Last night I ended up in bed early reading (trying to read) 1st Timothy and finding myself told off, condemned and generally rebuked by what Paul was saying compared to some of the things I had been saying in those last few posts.

But then the feelings of anger and frustration started bubbling up as I just don’t like the tone of the letter on first reading. To be honest my initial thought was ‘Who is this man to be telling me what to do?’

Of course Paul was telling Timothy what he should be doing but some of those things do seem like general commands Paul tells everyone to do.
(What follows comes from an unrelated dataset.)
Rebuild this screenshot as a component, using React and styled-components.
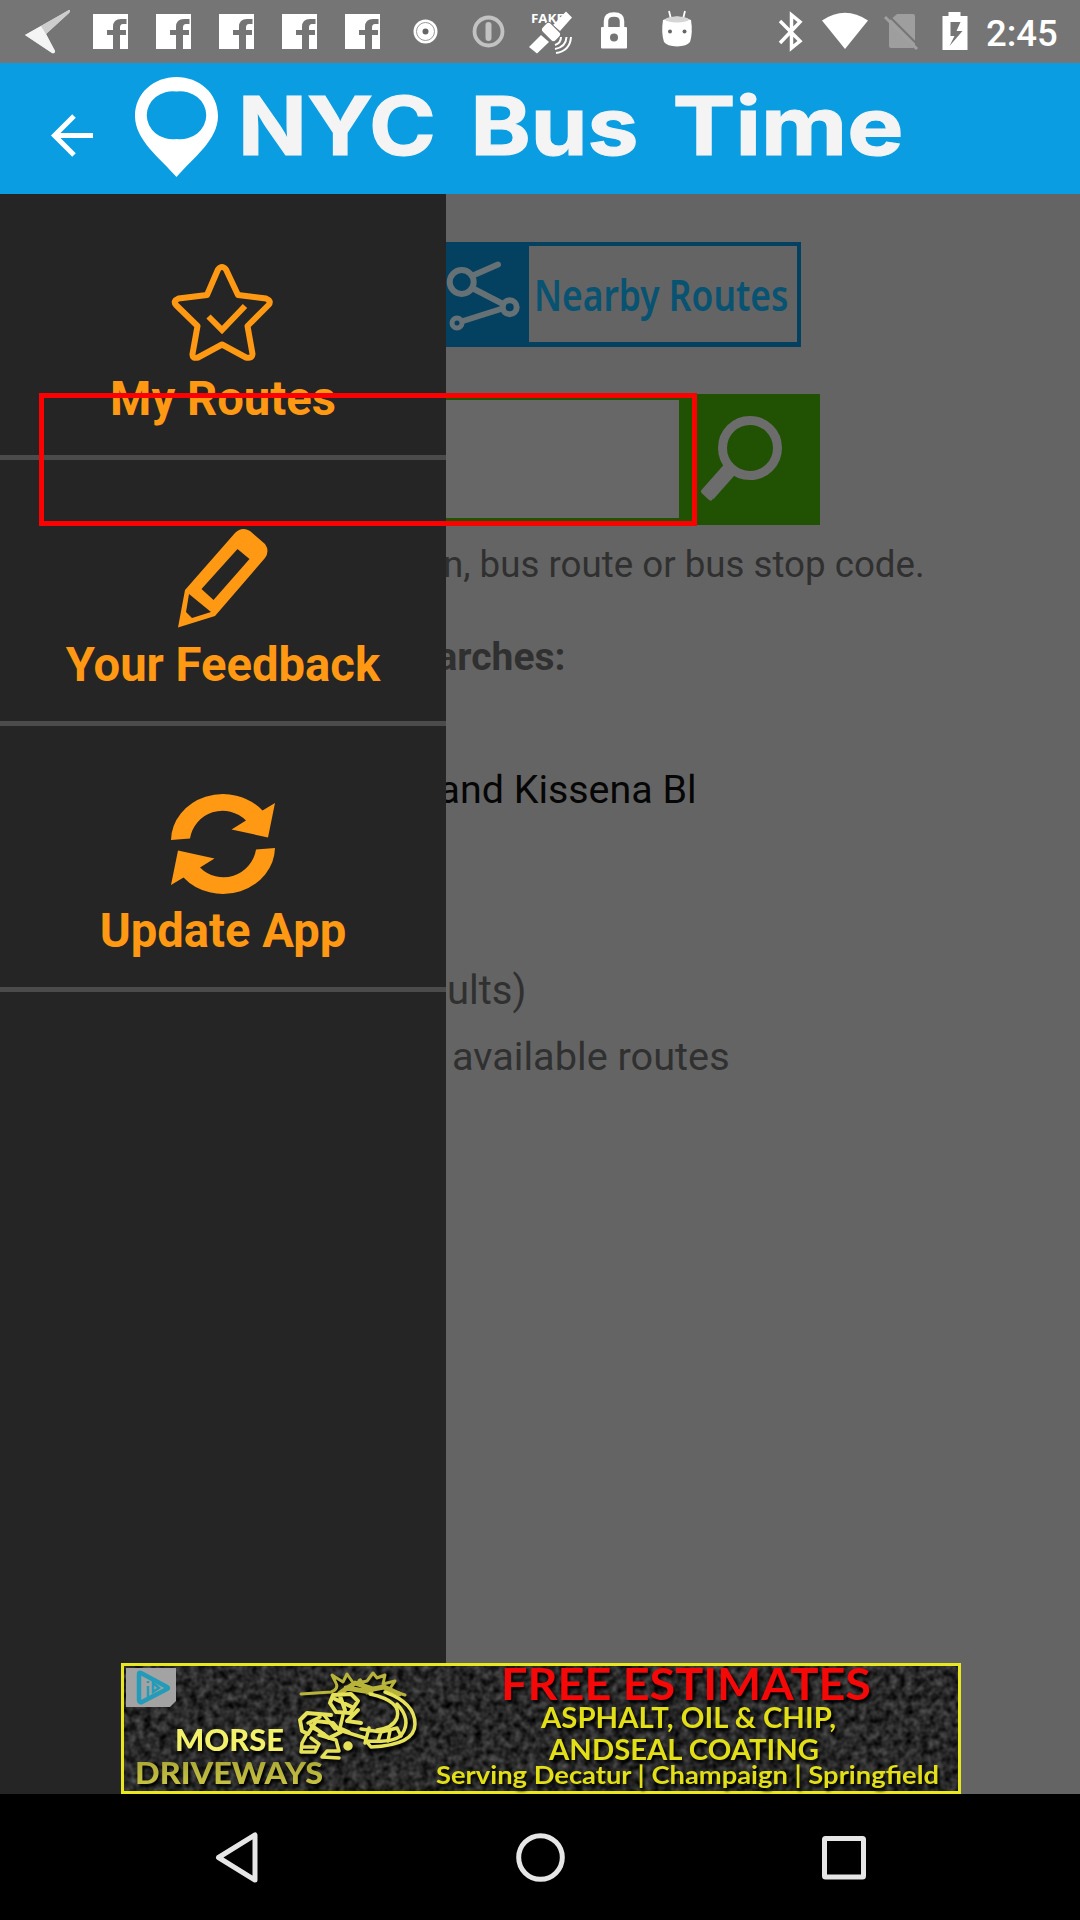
import React from "react";
import styled, { createGlobalStyle } from "styled-components";

const Global = createGlobalStyle`
  body { margin: 0; background: #646464; }
  * { box-sizing: border-box; }
  svg { display: block; flex: none; overflow: visible; }
`;

const Screen = styled.div`
  width: 1080px;
  height: 1920px;
  display: flex;
  flex-direction: column;
  overflow: hidden;
  font-family: Roboto, "Liberation Sans", sans-serif;
`;

const StatusBar = styled.header`
  height: 63px;
  flex: none;
  display: flex;
  align-items: center;
  background: #757575;
  padding-left: 16px;
`;

const Slot = styled.div`
  width: ${(p) => p.$w || 63}px;
  height: 63px;
  flex: none;
  display: flex;
  justify-content: center;
`;

const Spacer = styled.div`
  flex: 1;
`;

const Clock = styled.time`
  width: 101px;
  padding-left: 7px;
  color: #fff;
  font-size: 36.5px;
  font-weight: 500;
  line-height: 63px;
  padding-top: 3px;
`;

const AppBar = styled.div`
  height: 131px;
  flex: none;
  display: flex;
  align-items: center;
  background: #0a9de2;
  padding-left: 47px;
`;

const BackButton = styled.button`
  width: 50px;
  height: 50px;
  margin: 12px 34px 0 0;
  padding: 0;
  border: 0;
  background: none;
`;

const Body = styled.div`
  position: relative;
  flex: 1;
  display: flex;
`;

const Page = styled.main`
  flex: 1;
  display: flex;
  flex-direction: column;
  align-items: flex-start;
  padding: 48px 0 0 300px;
  background: #646464;
`;

const NearbyButton = styled.div`
  width: 501px;
  height: 105px;
  display: flex;
  justify-content: flex-end;
  background: #04405f;
  padding: 4px 4px 5px 0;
`;

const NearbyLabel = styled.div`
  width: 268px;
  height: 96px;
  background: #646464;
`;

const NearbyIcon = styled.div`
  width: 83px;
  height: 96px;
`;

const SearchRow = styled.div`
  width: 520px;
  height: 131px;
  margin-top: 47px;
  display: flex;
  background: #215203;
  padding: 6px 0 7px;
`;

const SearchInput = styled.div`
  width: 379px;
  background: #676767;
`;

const SearchButton = styled.div`
  width: 141px;
`;

const Line = styled.div`
  height: 48px;
  line-height: 48px;
  margin-top: ${(p) => p.$gap}px;
  margin-left: ${(p) => p.$left}px;
  font-size: ${(p) => p.$size || 40}px;
  font-weight: ${(p) => (p.$bold ? 700 : 400)};
  color: ${(p) => (p.$strong ? "#060606" : "#303030")};
  white-space: nowrap;
`;

const Drawer = styled.nav`
  position: absolute;
  left: 0;
  top: 0;
  bottom: 0;
  width: 446px;
  background: #252525;
`;

const DrawerItem = styled.div`
  height: 266px;
  display: flex;
  flex-direction: column;
  align-items: center;
  padding-top: 62px;
  border-bottom: 5px solid #4b4b4b;
`;

const DrawerLabel = styled.span`
  margin-top: 6px;
  font-size: 47.2px;
  line-height: 55px;
  font-weight: 700;
  color: #ff9914;
`;

const Highlight = styled.div`
  position: absolute;
  left: 39px;
  top: 199px;
  width: 658px;
  height: 133px;
  border: 5px solid #fa0202;
`;

const Ad = styled.aside`
  position: absolute;
  left: 121px;
  bottom: 0;
  width: 840px;
  height: 131px;
`;

const NavBar = styled.footer`
  height: 126px;
  flex: none;
  display: flex;
  justify-content: center;
  align-items: center;
  gap: 243px;
  background: #000;
`;

const Fit = ({ x, y, w, size, fill, weight = 700, family = "Lato", children, ...rest }) => (
  <text
    x={x}
    y={y}
    textLength={w}
    lengthAdjust="spacingAndGlyphs"
    fontSize={size}
    fill={fill}
    fontWeight={weight}
    fontFamily={`${family}, sans-serif`}
    {...rest}
  >
    {children}
  </text>
);

const Facebook = () => (
  <svg width="35" height="63" viewBox="0 0 35 63">
    <path fill="#fff" d="M0 14H35V49H27V35H33V30H27V27.500Q27 24 30 24H33.500V19H28Q20 19 20 27V30H14V35H20V49H0Z" />
  </svg>
);

const ORANGE = "#ff9914";

const StarIcon = () => (
  <svg width="110" height="110" viewBox="168 256 110 110" fill="none" stroke={ORANGE} strokeWidth="6">
    <path
      strokeLinejoin="round"
      d="M218 269.500Q222 264.500 226 269.500L238 295L266 298.500Q272 301 268.500 305L247.500 326L252.500 354Q252 359 246 357.500L222 344.500L198 357.500Q192 359 192.500 354L197.500 326L176 305Q172.500 301 178.500 298.500L207 295Z"
    />
    <path d="M208.500 316.500L222 330L245 306" />
  </svg>
);

const PencilIcon = () => (
  <svg width="110" height="110" viewBox="168 522 110 110">
    <path
      fill={ORANGE}
      fillRule="evenodd"
      d="M178 627.500L185 590L235 533Q242 526 250 531L265 544Q270 551 265 558L215 616ZM237.500 549L201.500 589L213.500 600L249.500 559ZM189 594L186 612L192 618L211 612Z"
    />
  </svg>
);

const HALF_ARROW =
  "M171 840A52 47 0 0 1 262.500 810.500L275 803L268 837.500L231.500 829.500L246 820.500A33 33 0 0 0 190 838.500Z";

const RefreshIcon = () => (
  <svg width="110" height="110" viewBox="168 788 110 110" fill={ORANGE}>
    <path d={HALF_ARROW} />
    <path d={HALF_ARROW} transform="rotate(180 223 844)" />
  </svg>
);

const AdBanner = () => (
  <svg width="840" height="131" viewBox="0 0 840 131">
    <defs>
      <filter id="asphalt" x="0" y="0" width="100%" height="100%" colorInterpolationFilters="sRGB">
        <feTurbulence type="fractalNoise" baseFrequency="0.13" numOctaves="2" seed="4" />
        <feColorMatrix values="0.42 0 0 0 -0.05  0.42 0 0 0 -0.05  0.42 0 0 0 -0.05  0 0 0 0 1" />
      </filter>
      <filter id="shadow" x="-5%" y="-20%" width="110%" height="150%" colorInterpolationFilters="sRGB">
        <feDropShadow dx="2" dy="3" stdDeviation="1.5" floodColor="#000" floodOpacity="1" />
      </filter>
      <linearGradient id="gold" x1="0" y1="0" x2="0" y2="1">
        <stop offset="0" stopColor="#a5a134" />
        <stop offset="1" stopColor="#cdc845" />
      </linearGradient>
    </defs>
    <rect width="840" height="131" fill="#2a2a2a" />
    <rect width="840" height="131" filter="url(#asphalt)" />
    <rect x="1.500" y="1.500" width="837" height="128" fill="none" stroke="#e9e71d" strokeWidth="3" />
    <path d="M5 5H55V38L49 44H5Z" fill="#a3a3a3" />
    <path d="M18 11Q18 9 20 10L46 24Q48 25 46 26L21 39Q18 40 18 37Z" fill="none" stroke="#249bb8" strokeWidth="4.500" />
    <path d="M27 18V20M27 23V34M32 20L38 25L32 29Z" fill="none" stroke="#249bb8" strokeWidth="2.500" />
    <g filter="url(#shadow)">
      <Fit x={54} y={88} w={109} size={30.500} fill="#f3f06a" weight={900}>MORSE</Fit>
      <Fit x={14} y={121} w={188} size={30.500} fill="url(#gold)" weight={900}>DRIVEWAYS</Fit>
    </g>
    <g fill="none" stroke="#e5e158" strokeWidth="3.500" strokeLinecap="round" strokeLinejoin="round" filter="url(#shadow)">
      <g stroke="#b8b43a">
        <path d="M180 31L210 29Q219 26 214 18L211 12L222 19L226 11L233 21L246 18L252 10L256 15L264 12L262 21L274 18L268 27L284 32" strokeWidth="3" />
        <path d="M219 30L234 20L252 26L263 24L278 31M225 25L250 29M239 18L246 29" strokeWidth="5" />
      </g>
      <path d="M249 31Q281 38 276 55Q272 65 256 67M264 29Q294 40 294 61Q294 82 250 84L245 78Q275 80 281 71Q291 57 276 41" />
      <path d="M240 66L260 69L276 65L280 73M248 65L244 80M260 69L257 78M269 68L267 78M218 67L244 75" />
      <path d="M212 32L230 31L237 38L229 50L215 49L209 40ZM214 36L231 44M219 33L224 47M237 47L226 58L240 60M210 52L186 50L179 57L181 68L187 71L195 58L212 60L220 69L208 75L190 62" strokeWidth="4" />
      <path d="M186 71L181 80L180 89L194 89L198 81L190 75M198 72L215 77L218 88L206 88L201 94L218 95M187 60L199 54M192 65L203 71M222 52L219 65L228 69M203 52L214 66M183 84L194 84" />
      <circle cx="227" cy="83" r="3" fill="#e5e158" />
    </g>
    <g filter="url(#shadow)">
      <Fit x={380} y={37} w={370} size={44} fill="#f50808">FREE ESTIMATES</Fit>
    </g>
    <g filter="url(#shadow)">
      <Fit x={420} y={65} w={295} size={28} fill="#e3df17">ASPHALT, OIL &amp; CHIP,</Fit>
      <Fit x={428} y={97} w={270} size={28} fill="#e3df17">ANDSEAL COATING</Fit>
      <Fit x={315} y={121} w={503} size={24} fill="#e3df17">Serving Decatur | Champaign | Springfield</Fit>
    </g>
  </svg>
);

export default function App() {
  return (
    <Screen>
      <Global />
      <StatusBar>
        <Slot>
          <svg width="63" height="63" viewBox="16 0 63 63">
            <path d="M25 35L69 10Q71 10 69 13L46 34L55 51Q55 54 52 53Z" fill="#e3e3e3" />
            <path d="M25 35L41 26L46 34L55 51Q55 54 52 53Z" fill="#f4f4f4" />
            <path d="M41 26L69 10Q71 10 69 13L46 34Z" fill="#cdcdcd" />
          </svg>
        </Slot>
        {[0, 1, 2, 3, 4].map((i) => (
          <Slot key={i}><Facebook /></Slot>
        ))}
        <Slot>
          <svg width="30" height="63" viewBox="0.500 0 30 63">
            <circle cx="15" cy="31.500" r="12" fill="#fff" />
            <circle cx="15" cy="31.500" r="9" fill="none" stroke="#999" />
            <circle cx="15" cy="31.500" r="3" fill="#666" />
          </svg>
        </Slot>
        <Slot>
          <svg width="40" height="63" viewBox="0.500 0 40 63">
            <circle cx="20" cy="31.500" r="14" fill="none" stroke="#c2c2c2" strokeWidth="3.800" />
            <path d="M20 25V38" stroke="#c2c2c2" strokeWidth="6" strokeLinecap="round" />
          </svg>
        </Slot>
        <Slot>
          <svg width="63" height="63" viewBox="520 0 63 63">
            <Fit x={531} y={22.500} w={33} size={13} fill="#fff" family="Open Sans">FAKE</Fit>
            <path d="M553 25L566 11.500L572 17.500L560 31Z" fill="#fff" />
            <path d="M529 47L541 35L549 42L537 53.500Z" fill="#fff" />
            <rect x="-9.500" y="-6" width="19" height="12" rx="3.500" transform="translate(551 32) rotate(45)" fill="#fff" stroke="#757575" />
            <path d="M561 37Q561 43 555 45M566.500 37Q566 47 555 49M571 37Q570 51 556 53" fill="none" stroke="#fff" strokeWidth="2" />
          </svg>
        </Slot>
        <Slot>
          <svg width="28" height="63" viewBox="1 0 28 63">
            <path d="M6 27V21Q6 14.500 14 14.500Q22 14.500 22 21V27" fill="none" stroke="#fff" strokeWidth="4.500" />
            <rect x="1" y="27" width="26" height="21.500" rx="1" fill="#fff" />
            <circle cx="14" cy="37.500" r="4" fill="#757575" />
          </svg>
        </Slot>
        <Slot>
          <svg width="32" height="63" viewBox="1 0 32 63">
            <path d="M8 11L10 19M24 11L22 19" stroke="#fff" strokeWidth="1.800" />
            <path d="M2 20Q16 13 30 20Q32 33 29 42Q26 46 16 46.500Q6 46 3 42Q0 33 2 20Z" fill="#fff" />
            <ellipse cx="16" cy="19.500" rx="12" ry="3" fill="#d5d5d5" />
            <circle cx="9" cy="31.500" r="2" fill="#666" />
            <circle cx="23.500" cy="31.500" r="2" fill="#666" />
          </svg>
        </Slot>
        <Spacer />
        <Slot $w={56}>
          <svg width="26" height="63" viewBox="0 0 26 63">
            <path d="M2 21L22 41L13.500 48V15L22 22L2 43" fill="none" stroke="#fff" strokeWidth="3.500" />
          </svg>
        </Slot>
        <Slot $w={52}>
          <svg width="46" height="63" viewBox="0 0 46 63">
            <path d="M0 20.500Q23 5 46 20.500L23 49Z" fill="#fff" />
          </svg>
        </Slot>
        <Slot $w={60}>
          <svg width="36" height="63" viewBox="-1 0 36 63">
            <path d="M5 21L13 14H29Q31 14 31 16V46L29 48H7Q5 48 5 46Z" fill="#9e9e9e" />
            <path d="M3 14L36 47" stroke="#757575" strokeWidth="2" />
            <path d="M1 17L33 49" stroke="#a0a0a0" strokeWidth="3" />
          </svg>
        </Slot>
        <Slot $w={48}>
          <svg width="25" height="63" viewBox="0.500 0 25 63">
            <path fill="#fff" fillRule="evenodd" d="M0 16H6V12H18V16H25V50H0ZM8 22V36H12L7 46L20 31H14L18 22Z" />
          </svg>
        </Slot>
        <Clock>2:45</Clock>
      </StatusBar>

      <AppBar>
        <BackButton aria-label="Back">
          <svg width="50" height="50" viewBox="0 0 50 50" fill="none" stroke="#fff" strokeWidth="5">
            <path d="M27 6L7.500 25.500L27 45M8 25.500H46" />
          </svg>
        </BackButton>
        <svg width="780" height="131" viewBox="131 63 780 131">
          <path
            fill="#fff"
            fillRule="evenodd"
            d="M176.500 77C154 77 135 93 135 116C135 140 160 158 176.500 177C193 158 218 140 218 116C218 93 199 77 176.500 77ZM176.500 91.500A26 24 0 1 1 176.500 139A26 24 0 1 1 176.500 91.500Z"
          />
          <g stroke="#f4f4f4" strokeWidth="1.100">
            <Fit x={238} y={154.500} w={198} size={80.500} fill="#f4f4f4" family="Inter">NYC</Fit>
            <Fit x={470.500} y={154.500} w={168} size={80.500} fill="#f4f4f4" family="Inter">Bus</Fit>
            <Fit x={672.500} y={154.500} w={231} size={80.500} fill="#f4f4f4" family="Inter">Time</Fit>
          </g>
        </svg>
      </AppBar>

      <Body>
        <Page>
          <NearbyButton>
            <NearbyIcon>
              <svg width="83" height="96" viewBox="446 246 83 96" fill="none" stroke="#667176" strokeWidth="6">
                <circle cx="461.700" cy="282" r="12" />
                <path d="M474 275L498 264.500M474 289L503 304M463 321L501 309" strokeLinecap="round" />
                <circle cx="509.700" cy="307.300" r="7" />
                <circle cx="457" cy="323" r="5" strokeWidth="5" />
              </svg>
            </NearbyIcon>
            <NearbyLabel>
              <svg width="268" height="96" viewBox="529 246 268 96">
                <Fit x={534} y={310.500} w={254.500} size={43} fill="#085272" weight={600} family="Noto Sans">Nearby Routes</Fit>
              </svg>
            </NearbyLabel>
          </NearbyButton>
          <SearchRow>
            <SearchInput />
            <SearchButton>
              <svg width="141" height="118" viewBox="679 400 141 118" fill="none" stroke="#6c6c6c">
                <circle cx="750" cy="448" r="27.500" strokeWidth="9" />
                <path d="M731 468L708 494" strokeWidth="15" />
                <path d="M703.500 491.500L710.500 498" strokeWidth="5" strokeLinecap="round" />
              </svg>
            </SearchButton>
          </SearchRow>
          <Line $gap={16} $left={143} $size={36.7}>n, bus route or bus stop code.</Line>
          <Line $gap={44} $left={136.5} $size={39} $bold>arches:</Line>
          <Line $gap={85} $left={138.5} $size={39.4} $strong>and Kissena Bl</Line>
          <Line $gap={153} $left={147}>ults)</Line>
          <Line $gap={18} $left={152} $size={39.7}>available routes</Line>
        </Page>
        <Drawer>
          <DrawerItem><StarIcon /><DrawerLabel>My Routes</DrawerLabel></DrawerItem>
          <DrawerItem><PencilIcon /><DrawerLabel>Your Feedback</DrawerLabel></DrawerItem>
          <DrawerItem><RefreshIcon /><DrawerLabel>Update App</DrawerLabel></DrawerItem>
        </Drawer>
        <Highlight />
        <Ad><AdBanner /></Ad>
      </Body>

      <NavBar>
        <svg width="60" height="60" viewBox="207 1827 60 60" fill="none" stroke="#e6e6e6" strokeWidth="5" strokeLinejoin="round">
          <path d="M218.500 1857.500L255 1835V1880Z" />
        </svg>
        <svg width="60" height="60" viewBox="509.500 1826.500 60 60" fill="none" stroke="#e6e6e6" strokeWidth="5">
          <circle cx="540" cy="1857" r="21.800" />
        </svg>
        <svg width="60" height="60" viewBox="813 1827 60 60" fill="none" stroke="#e6e6e6" strokeWidth="5">
          <rect x="824.500" y="1838.500" width="39" height="38.500" rx="1" />
        </svg>
      </NavBar>
    </Screen>
  );
}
And that is the whole problem.
Here we have a man, writing personal letters to individuals like Timothy 2000 years ago yet we have to take it in faith that when Paul says something to Timothy in a letter he isn’t just writing a personal letter, he is speaking the word of God. It applies as much to me as it does to Timothy.

Sometimes this seems like a big jump to take, to stake your whole life on a letter like this.

I haven’t linked any of these recent posts up on Facebook as I’ve a feeling that some of my friends will think I’m going off the rails spiritually and that partly scares me, and partly annoys me.
I don’t want to try and pick holes in Christianity or the Good News, I just want to know it’s true. But Im afraid some of my more evangelical, reformed friends would say that I’m trying to undermine scripture or that I’m blaspheming. And when that comes into the picture the mental images from childhood of the devil and flames of hell start flooding back, of spending an eternity in eternal condemnation.

The basic thrust of their argument seems to be that you just have to submit and trust that the Bible is the Word of God and trust in that no matter what.

Yet if you know any church leader, even the the most Godly you know that they’re broken people who get things wrong. Even the very best theology books have errors and blind spots, the very best sermons might be incredible but it won’t be perfect.

So how could it be that a personal letter wouldn’t have some errors or be influenced by Paul’s personality for example or his passions, by the blind spots? Or do we just have to submit to the bible without asking any questions of it?